Saturday, 31 January 2009
18th Infantry Regiment
18th Infantry Regiment
Following on from the 35th Regiment Indiana Infantry post these images are of the remaining ACW Perry hard plastic miniatures representing the 18th Infantry Regiment. As mentioned before these Union troops served alongside the 35th at the Battles of Stones River and Chickamuga. The National & Regiment flags of the 18th are included with the figures. Here’s a few brief notes taken from the ‘History of the 18th US Infantry’:
“By direction of the President of the United States, of date May 4, 1861, subsequently confirmed by Act of Congress, July 2, 1861, the infantry arm of the Regular Army was increased nine regiments, numbering from the eleventh to the nineteenth, inclusive; the new regiments to be organized into three battalions each, each battalion to consist of eight companies, the companies of each battalion to be lettered from A to H inclusive. Henry B. Carrington, a citizen of Ohio but a native of Connecticut, was appointed colonel of the regiment in 1861. The headquarters of the regiment were stationed in Columbus, Ohio, and recruiting started on the 1st day of July, 1861”

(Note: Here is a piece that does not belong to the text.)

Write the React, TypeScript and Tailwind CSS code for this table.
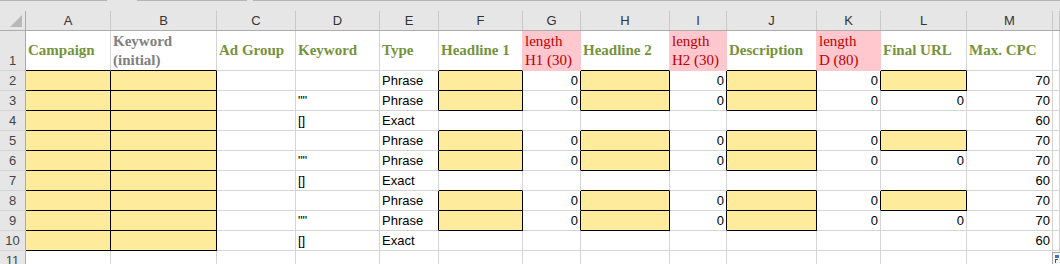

Following notes taken from, Thomas Crew
18th U.S. Infantry Reenactor, Regular Brigade Society
“After the creation of the 18th US Infantry on May 3, 1861 nearly 20 months would pass before the regiment lost its first man killed in action. During this time the 18th US actively campaigned through Kentucky, Tennessee, Mississippi and Alabama. Yet the Army of the Ohio’s path seemed predestined to keep the regiment out of the fighting. At both Mill Springs and Shiloh the 18th US arrived shortly after the fighting had ended. Then during the Siege of Corinth the regiment took part in an assault that found the Confederate positions empty as Beauregard had withdrawn his army during the night.
A total of 102 men from the 18th US were killed in action or died of wounds as a result of the action at Stone’s River on New Year’s Eve 1862, the regiments first major engagement. Robert Kennedy ... fought at Chickamauga in two days of almost continuous combat. Before he was captured on September 20, 1863 near Kelly Field he had fired over 200 rounds of muzzle loaded ammunition, changing rifles several times as they became fouled. He was sent to Danville, Virginia where he escaped and was recaptured before being sent to Andersonville. Corporal Robert Kennedy C/2/18 lived to the age of 92 and his memoir is arguably the best civil war account of any enlisted man in the 18th U.S. Infantry.
The primary source for this information is Major Mark W. Johnson’s book That Brave Body of Men, The Civil War Campaigns of the 15th, 16th, 18th and 19th U.S. Infantry Regiments, Regular Army”
The 18th recruited a large amount of immigrants mostly German and Irish. Battles fought by the 18th during the American Civil War:
Siege of Corinth; Buell's Chase of Bragg; Perryville; Stones River; Hoover's Gap; Chicamauga; Siege of Chattanooga.
Battles of Atlanta: Resaca; Pumpkin Vine Creek; Dallas; New Hope Church; Pickett's Mill; Pine Hill; Lost Mountain; Kenesaw Mountain; Chattahoochee Line; Peachtree Creek; Siege of Atlanta; Jonesboro; Lookout Mountain.